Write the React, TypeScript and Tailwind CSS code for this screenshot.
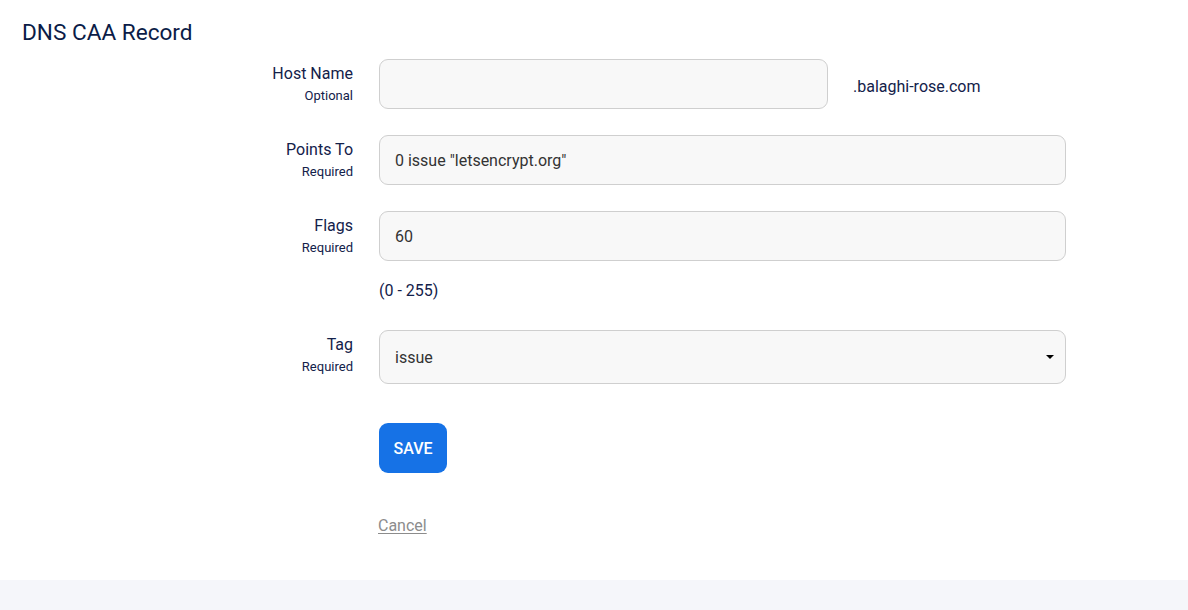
const fieldLabel = (title: string, note: string) => (
  <div className="flex flex-col items-end pt-[4px] text-[#13214a]">
    <span className="text-[16px] leading-[22px]">{title}</span>
    <span className="text-[13px] leading-[18px] mt-[2px]">{note}</span>
  </div>
);

const inputCls =
  "h-[50px] rounded-[9px] border border-[#cfcfcf] bg-[#f8f8f8] px-[15px] flex items-center text-[16px] text-[#333333]";

const App = () => {
  return (
    <div className="min-h-screen bg-white font-['Roboto',sans-serif]">
      <div className="h-[580px]">
        <h1 className="h-[59px] px-[22px] pt-[18px] text-[22.6px] leading-[30px] font-normal text-[#0b1c47]">
          DNS CAA Record
        </h1>

        <div className="grid grid-cols-[353px_687px] gap-x-[26px]">
          {/* Host Name */}
          {fieldLabel("Host Name", "Optional")}
          <div className="flex items-center">
            <div className={`${inputCls} w-[449px]`} />
            <span className="ml-[25px] mt-[5px] text-[16px] text-[#13214a]">
              .balaghi-rose.com
            </span>
          </div>

          {/* Points To */}
          <div className="mt-[26px]">{fieldLabel("Points To", "Required")}</div>
          <div className={`${inputCls} mt-[26px]`}>
            <span className="mt-[1px]">0 issue "letsencrypt.org"</span>
          </div>

          {/* Flags */}
          <div className="mt-[26px]">{fieldLabel("Flags", "Required")}</div>
          <div className="mt-[26px]">
            <div className={`${inputCls} h-[49px]`}>
              <span className="mt-[1px]">60</span>
            </div>
            <p className="mt-[18px] text-[16px] leading-[24px] text-[#13214a]">(0 - 255)</p>
          </div>

          {/* Tag */}
          <div className="mt-[27px]">{fieldLabel("Tag", "Required")}</div>
          <div
            className={`${inputCls} h-[54px] mt-[27px] justify-between pr-[11px]`}
          >
            <span className="mt-[1px]">issue</span>
            <span className="h-0 w-0 border-x-[4px] border-t-[4px] border-x-transparent border-t-black" />
          </div>

          <div />
          <div className="mt-[39px] flex flex-col items-start">
            <button className="h-[50px] w-[68px] rounded-[9px] bg-[#1672e6] pt-[2px] text-[16px] font-medium text-white">
              SAVE
            </button>
            <a className="mt-[43px] -ml-[1px] text-[16px] leading-[20px] text-[#8c8c8c] underline underline-offset-2">
              Cancel
            </a>
          </div>
        </div>
      </div>
      <div className="h-[30px] bg-[#f5f6fa]" />
    </div>
  );
};

export default App;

▶ **What needs to be done**: Repeat the material above verbatim, with no pictures in the output.

▶ **Task response**:
Write the React, TypeScript and Tailwind CSS code for this screenshot.
const fieldLabel = (title: string, note: string) => (
  <div className="flex flex-col items-end pt-[4px] text-[#13214a]">
    <span className="text-[16px] leading-[22px]">{title}</span>
    <span className="text-[13px] leading-[18px] mt-[2px]">{note}</span>
  </div>
);

const inputCls =
  "h-[50px] rounded-[9px] border border-[#cfcfcf] bg-[#f8f8f8] px-[15px] flex items-center text-[16px] text-[#333333]";

const App = () => {
  return (
    <div className="min-h-screen bg-white font-['Roboto',sans-serif]">
      <div className="h-[580px]">
        <h1 className="h-[59px] px-[22px] pt-[18px] text-[22.6px] leading-[30px] font-normal text-[#0b1c47]">
          DNS CAA Record
        </h1>

        <div className="grid grid-cols-[353px_687px] gap-x-[26px]">
          {/* Host Name */}
          {fieldLabel("Host Name", "Optional")}
          <div className="flex items-center">
            <div className={`${inputCls} w-[449px]`} />
            <span className="ml-[25px] mt-[5px] text-[16px] text-[#13214a]">
              .balaghi-rose.com
            </span>
          </div>

          {/* Points To */}
          <div className="mt-[26px]">{fieldLabel("Points To", "Required")}</div>
          <div className={`${inputCls} mt-[26px]`}>
            <span className="mt-[1px]">0 issue "letsencrypt.org"</span>
          </div>

          {/* Flags */}
          <div className="mt-[26px]">{fieldLabel("Flags", "Required")}</div>
          <div className="mt-[26px]">
            <div className={`${inputCls} h-[49px]`}>
              <span className="mt-[1px]">60</span>
            </div>
            <p className="mt-[18px] text-[16px] leading-[24px] text-[#13214a]">(0 - 255)</p>
          </div>

          {/* Tag */}
          <div className="mt-[27px]">{fieldLabel("Tag", "Required")}</div>
          <div
            className={`${inputCls} h-[54px] mt-[27px] justify-between pr-[11px]`}
          >
            <span className="mt-[1px]">issue</span>
            <span className="h-0 w-0 border-x-[4px] border-t-[4px] border-x-transparent border-t-black" />
          </div>

          <div />
          <div className="mt-[39px] flex flex-col items-start">
            <button className="h-[50px] w-[68px] rounded-[9px] bg-[#1672e6] pt-[2px] text-[16px] font-medium text-white">
              SAVE
            </button>
            <a className="mt-[43px] -ml-[1px] text-[16px] leading-[20px] text-[#8c8c8c] underline underline-offset-2">
              Cancel
            </a>
          </div>
        </div>
      </div>
      <div className="h-[30px] bg-[#f5f6fa]" />
    </div>
  );
};

export default App;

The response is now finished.